Section 7: The Fast-Line Search in Action¶
impl Matcher for RegexMatcher {
// ... other methods ...
#[inline]
fn find_candidate_line(
&self,
haystack: &[u8],
) -> Result<Option<LineMatchKind>, NoError> {
Ok(match self.fast_line_regex {
// Fast path: use optimized literal search
Some(ref regex) => {
let input = Input::new(haystack);
regex
.search_half(&input) // Only need match position, not full match
.map(|hm| LineMatchKind::Candidate(hm.offset()))
}
// Slow path: run full regex
None => {
self.shortest_match(haystack)?.map(LineMatchKind::Confirmed)
}
})
}
#[inline]
fn shortest_match_at(
&self,
haystack: &[u8],
at: usize,
) -> Result<Option<usize>, NoError> {
let input = Input::new(haystack).span(at..haystack.len());
// search_half returns just the end position, not the full match
Ok(self.regex.search_half(&input).map(|hm| hm.offset()))
}
}
LineMatchKind::Candidate indicates a potential match that needs verification; LineMatchKind::Confirmed indicates a definite match. The search_half method is faster than find because it only determines if a match exists and where it ends.

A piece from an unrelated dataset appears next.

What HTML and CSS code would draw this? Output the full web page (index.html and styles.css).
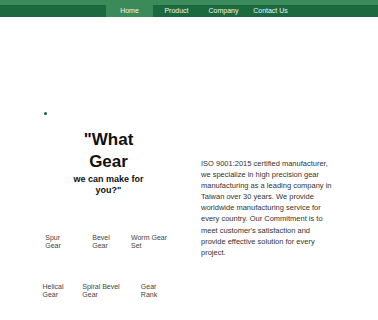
FILE: index.html
```html
<!DOCTYPE html>
<html lang="en">
<head>
    <meta charset="UTF-8">
    <meta name="viewport" content="width=device-width, initial-scale=1.0">
    <title>Gear Manufacturer</title>
    <link rel="stylesheet" href="styles.css">
</head>
<body>
    <!-- Menu Bar -->
    <div class="menu-bar">
        <a href="#" class="active">Home</a>
        <a href="#">Product</a>
        <a href="#">Company</a>
        <a href="#">Contact Us</a>
    </div>

    <div class="content">
        <!-- Product lineup -->
        <div class="lineup">
            <ul class="lineup-list">
                <li>
                    <h1 class="lineup-title">"What Gear <small>we can make for you?"</small></h1>
                    <div class="gear-grid">
                        <a href="#" class="gear-item">Spur<br>Gear</a>
                        <a href="#" class="gear-item">Bevel<br>Gear</a>
                        <a href="#" class="gear-item">Worm Gear<br>Set</a>
                        <a href="#" class="gear-item">Helical<br>Gear</a>
                        <a href="#" class="gear-item">Spiral Bevel<br>Gear</a>
                        <a href="#" class="gear-item">Gear<br>Rank</a>
                    </div>
                </li>
            </ul>
        </div>

        <!-- About text -->
        <div class="about">
            <p>ISO 9001:2015 certified manufacturer, we specialize in high precision gear manufacturing as a leading company in Taiwan over 30 years. We provide worldwide manufacturing service for every country. Our Commitment is to meet customer's satisfaction and provide effective solution for every project.</p>
        </div>
    </div>
</body>
</html>
```

FILE: styles.css
```css
/* Basic reset and font setup */
* {
    margin: 0;
    padding: 0;
    box-sizing: border-box;
}

body {
    font-family: 'Liberation Sans', Arial, sans-serif;
    background-color: #ffffff;
}

/* Menu Bar Styling */
.menu-bar {
    display: flex;
    padding-left: 106px;
    background-color: #1b6a3f;
    border-top: 5px solid #3b8a59;
}

.menu-bar a {
    width: 47px;
    line-height: 12px;
    font-size: 7px;
    color: #f0f5f1;
    text-align: center;
    text-decoration: none;
}

.menu-bar a.active {
    background-color: #3b8a59;
}

/* Page content */
.content {
    display: flex;
}

.lineup {
    width: 190px;
}

.lineup-list {
    list-style: none;
    padding-top: 95px;
}

/* green bullet */
.lineup-list li::before {
    content: "";
    display: block;
    width: 3px;
    height: 3px;
    margin-left: 44px;
    border-radius: 50%;
    background-color: #16643a;
}

.lineup-title {
    width: 81px;
    margin: 14px 0 0 68px;
    text-align: center;
    font-size: 17px;
    line-height: 22px;
    font-weight: bold;
    color: #111;
}

.lineup-title small {
    display: block;
    margin-top: 1px;
    font-size: 9px;
    line-height: 10.5px;
}

/* Gear list */
.gear-grid {
    display: grid;
    grid-template-columns: repeat(3, 48px);
    justify-items: center;
    row-gap: 33px;
    margin-top: 39px;
    padding-left: 29px;
}

.gear-item {
    font-size: 7px;
    line-height: 8px;
    color: #444;
    text-decoration: none;
}

.about {
    width: 146px;
    padding: 141px 0 0 11px;
}

.about p {
    font-size: 7.5px;
    line-height: 11.1px;
    color: #333;
}
```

Section 8: Captures Implementation¶
use regex_automata::util::captures::Captures as AutomataCaptures;
/// Represents the match offsets of each capturing group in a match.
///
/// The first, or `0`th capture group, always corresponds to the entire match.
/// Note that not all capturing groups are guaranteed to be present in a match.
#[derive(Clone, Debug)]
pub struct RegexCaptures {
/// Where the captures are stored.
caps: AutomataCaptures,
}
impl Captures for RegexCaptures {
#[inline]
fn len(&self) -> usize {
self.caps.group_info().all_group_len()
}
#[inline]
fn get(&self, i: usize) -> Option<Match> {
// Convert from regex_automata's Span to grep_matcher's Match
self.caps.get_group(i).map(|sp| Match::new(sp.start, sp.end))
}
}
impl RegexCaptures {
#[inline]
pub(crate) fn new(caps: AutomataCaptures) -> RegexCaptures {
RegexCaptures { caps }
}
#[inline]
pub(crate) fn captures_mut(&mut self) -> &mut AutomataCaptures {
&mut self.caps
}
}
The pub(crate) visibility restricts new and captures_mut to the crate—external users interact through the Captures trait only.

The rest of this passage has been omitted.